British Theatre Since 1939 2023-24 – Formative Essay

Please write a 1,500-word response to one of these two questions:

  1. “One thing was clear by the mid-Fifties: the generational, class and cultural divisions that had been bubbling away for some time in British society were at last beginning to find their expression on the public stage” (Michael Billington, State of the Nation). Discuss how any two playwrights studied this term represent generational, class, or cultural divisions in post-war Britain.
  2. “Approaching drama from the point of view of the function of gender can expand horizons of meaning, aesthetic pleasure, and the interpretive possibilities of plays” (Michelene Wandor, Look Back in Gender). Examine the ways in which two playwrights studied this term address gender.
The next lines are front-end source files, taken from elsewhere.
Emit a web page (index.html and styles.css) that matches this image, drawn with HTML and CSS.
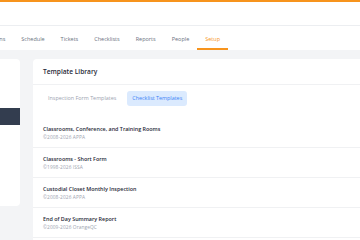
FILE: index.html
```html
<!DOCTYPE html>
<html lang="en">
<head>
    <meta charset="UTF-8">
    <meta name="viewport" content="width=device-width, initial-scale=1.0">
    <title>Setup - Template Library</title>
    <link rel="stylesheet" href="styles.css">
</head>
<body>
    <header class="topbar"></header>

    <nav class="main-nav">
        <a href="#" class="nav-item">Inspections</a>
        <a href="#" class="nav-item">Schedule</a>
        <a href="#" class="nav-item">Tickets</a>
        <a href="#" class="nav-item">Checklists</a>
        <a href="#" class="nav-item">Reports</a>
        <a href="#" class="nav-item">People</a>
        <a href="#" class="nav-item active">Setup</a>
    </nav>

    <main class="page">
        <aside class="side-card">
            <div class="side-item"></div>
            <div class="side-item"></div>
            <div class="side-item selected"></div>
        </aside>

        <section class="library">
            <div class="library-header">Template Library</div>
            <div class="library-tabs">
                <button class="tab">Inspection Form Templates</button>
                <button class="tab active">Checklist Templates</button>
            </div>
            <ul class="template-list">
                <li class="template">
                    <div class="template-name">Classrooms, Conference, and Training Rooms</div>
                    <div class="template-source">©2008-2026 APPA</div>
                </li>
                <li class="template">
                    <div class="template-name">Classrooms - Short Form</div>
                    <div class="template-source">©1998-2026 ISSA</div>
                </li>
                <li class="template">
                    <div class="template-name">Custodial Closet Monthly Inspection</div>
                    <div class="template-source">©2008-2026 APPA</div>
                </li>
                <li class="template">
                    <div class="template-name">End of Day Summary Report</div>
                    <div class="template-source">©2009-2026 OrangeQC</div>
                </li>
            </ul>
        </section>
    </main>
</body>
</html>
```

FILE: styles.css
```css
body {
    font-family: "Open Sans", "Liberation Sans", sans-serif;
    background-color: #f3f4f6;
    margin: 0;
    padding: 0;
    overflow: hidden;
}
.topbar {
    height: 26px;
    background-color: #fff;
    border-top: 2px solid #f7941d;
    border-bottom: 1px solid #eceef1;
    box-sizing: border-box;
}
.main-nav {
    display: flex;
    background-color: #fff;
    margin-left: -32px;
    height: 24px;
    box-sizing: border-box;
}
.nav-item {
    padding: 10px 8px 0;
    font-size: 5.5px;
    line-height: 7px;
    color: #6b7280;
    text-decoration: none;
    border-bottom: 2px solid transparent;
}
.nav-item.active {
    color: #f7941d;
    border-bottom-color: #f7941d;
}
.page {
    display: flex;
    gap: 13px;
    padding-top: 9px;
}
.side-card {
    width: 20px;
    height: 147px;
    background-color: #fff;
    border-radius: 0 4px 4px 0;
    padding-top: 31px;
    box-sizing: border-box;
    flex-shrink: 0;
}
.side-item {
    height: 6px;
}
.side-item.selected {
    height: 17px;
    margin-top: 6px;
    background-color: #333d4f;
}
.library {
    flex: 1;
    background-color: #fff;
    border-radius: 4px 0 0 0;
    min-height: 200px;
}
.library-header {
    padding: 9px 10px 0;
    height: 26px;
    box-sizing: border-box;
    font-size: 6.6px;
    line-height: 8px;
    font-weight: 600;
    color: #1f2937;
    border-bottom: 1px solid #f0f1f3;
}
.library-tabs {
    display: flex;
    gap: 6px;
    padding: 6px 10px 12px;
}
.tab {
    font-family: inherit;
    font-size: 5.4px;
    line-height: 7px;
    padding: 4px 5px;
    border: none;
    border-radius: 3px;
    background: none;
    color: #9ca3af;
}
.tab.active {
    background-color: #dbeafe;
    color: #3b82f6;
}
.template-list {
    list-style: none;
    margin: 0;
    padding: 0;
}
.template {
    padding: 7px 10px 6px;
    border-bottom: 1px solid #f0f1f3;
}
.template-name {
    font-size: 5.4px;
    line-height: 8px;
    font-weight: 600;
    color: #1f2937;
}
.template-source {
    margin-top: 1px;
    font-size: 4.8px;
    line-height: 7px;
    letter-spacing: 0.1px;
    color: #9ca3af;
}
```
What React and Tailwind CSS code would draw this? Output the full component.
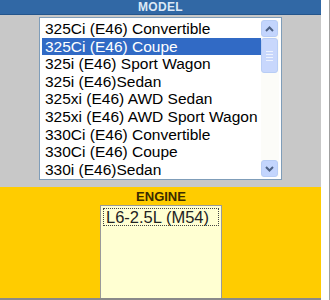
const models = [
  '325Ci (E46) Convertible',
  '325Ci (E46) Coupe',
  '325i (E46) Sport Wagon',
  '325i (E46)Sedan',
  '325xi (E46) AWD Sedan',
  '325xi (E46) AWD Sport Wagon',
  '330Ci (E46) Convertible',
  '330Ci (E46) Coupe',
  '330i (E46)Sedan',
]

function ScrollButton({ up }) {
  return (
    <div className="h-[17px] w-[17px] rounded-[3px] border border-[#b8cdf5] bg-[#c3d5fd] flex items-center justify-center">
      <svg width="9" height="6" viewBox="0 0 9 6">
        <path
          d={up ? 'M1 5 L4.5 1.5 L8 5' : 'M1 1 L4.5 4.5 L8 1'}
          fill="none"
          stroke="#4d6185"
          strokeWidth="2"
        />
      </svg>
    </div>
  )
}

export default function App() {
  return (
    <div className="w-[330px] h-[300px] flex bg-white" style={{ fontFamily: '"Liberation Sans", Arial, sans-serif' }}>
      <div className="w-[321px] flex flex-col">
        {/* Model */}
        <div className="h-[15px] bg-[#3168a5] border-b border-[#24558c] flex items-center justify-center">
          <span className="text-[12px] font-bold text-[#dce8f6] leading-none tracking-[0.3px]">MODEL</span>
        </div>
        <div className="h-[172px] bg-[#c8c8c8] pt-[2px] pl-[39px]">
          <div className="w-[243px] h-[163px] border border-[#7f9db9] bg-white flex p-[2px]">
            <div className="flex-1 flex flex-col">
              {models.map((m, i) => (
                <div
                  key={m}
                  className={
                    'h-[17.6px] pl-[3px] text-[15.5px] leading-[17.6px] whitespace-nowrap ' +
                    (i === 1 ? 'bg-[#316ac5] text-white' : 'text-black')
                  }
                >
                  {m}
                </div>
              ))}
            </div>
            <div className="w-[18px] bg-[#fcfcf8] flex flex-col justify-between">
              <ScrollButton up />
              <div className="flex-1 pt-[1px]">
                <div className="h-[35px] w-[17px] rounded-[3px] border border-[#b8cdf5] bg-[#c8d7fc] flex flex-col items-center justify-center gap-[2px]">
                  <div className="w-[7px] h-px bg-[#eef3fe]"></div>
                  <div className="w-[7px] h-px bg-[#eef3fe]"></div>
                  <div className="w-[7px] h-px bg-[#eef3fe]"></div>
                  <div className="w-[7px] h-px bg-[#eef3fe]"></div>
                </div>
              </div>
              <ScrollButton />
            </div>
          </div>
        </div>
        {/* Engine */}
        <div className="flex-1 bg-[#ffcc00] flex flex-col items-center border-b-2 border-[#8a8a8a]">
          <div className="h-[18px] flex items-center text-[13px] font-bold text-[#3a2a00] leading-none pl-[1px]">ENGINE</div>
          <div className="w-[122px] flex-1 border border-[#9a9a9a] border-b-0 bg-[#ffffd2] p-[2px] ml-[1px]">
            <div className="border border-dotted border-[#444] h-[18px] pl-[2px] text-[16.5px] leading-[16px] text-[#222]">
              L6-2.5L (M54)
            </div>
          </div>
        </div>
      </div>
      <div className="w-[8px] bg-white"></div>
      <div className="w-px bg-[#a0a0a0]"></div>
    </div>
  )
}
Please hand in a printed copy of your essay to Dr Ronan Hatfull at the end of the Week 9 seminar on Monday 27th November.

 

Guidance

  1. You can write about the same topic in your first assessed essay as in your formative (non-assessed) essay. The purpose of the formative essay is partly to give you the opportunity to try out your ideas and develop your writing skills without the pressure of them being assessed. Therefore, you're welcome to continue to develop the essay, using the same question, when it comes to the assessed essays next term. It's worth noting that the length of the assessed essay is 1,000 words longer than the formative one, so you'll obviously have to expand and develop your ideas. I would strongly discourage you from just regurgitating the same ideas. Also, be ambitious if you think that you've said everything you can say about the topic in your formative essay and pick a new title for the assessed essay.
  2. Please submit a printed, hardcopy of your essay to me in person at the start of next week's seminar.
  3. Please use double-lined spacing in your essay, as this will make it easier for me to annotate your work and provide better feedback.
  4. Please include a bibliography at the end of your essay, where you include any secondary reading you've consulted and any plays or productions to which you've made reference.
  5. In terms of structure, it's up to you in terms of how you structure your essay, but a recommended structure for an essay as short as 1,500 words might be as follows:
  1. Introduction to the essay topic
  2. Paragraph on essay topic in relation to Play 1
  3. Paragraph on essay topic in relation to Play 2
  4. Paragraph on how this topic connects both plays
  5. Conclusion in which you summarise your argument/thesis
  • I mentioned briefly that it's worth keeping in mind the interests of your tutors when writing essays for them. We don't want to turn you all into mini-mes! However, it's inevitable that if you write about topics that are likely to pique our interest, your essay may be more likely score highly, provided that it is well-written. With this in mind, you all know that I'm a performance and adaptation-driven scholar, so I'd be open to you using examples of live productions and adaptations of your chosen plays to support your arguments and discussions. BT39 is a module focused on studying these plays as texts but as this is the core English and Theatre module, I think it's important that you make connections between texts and performance.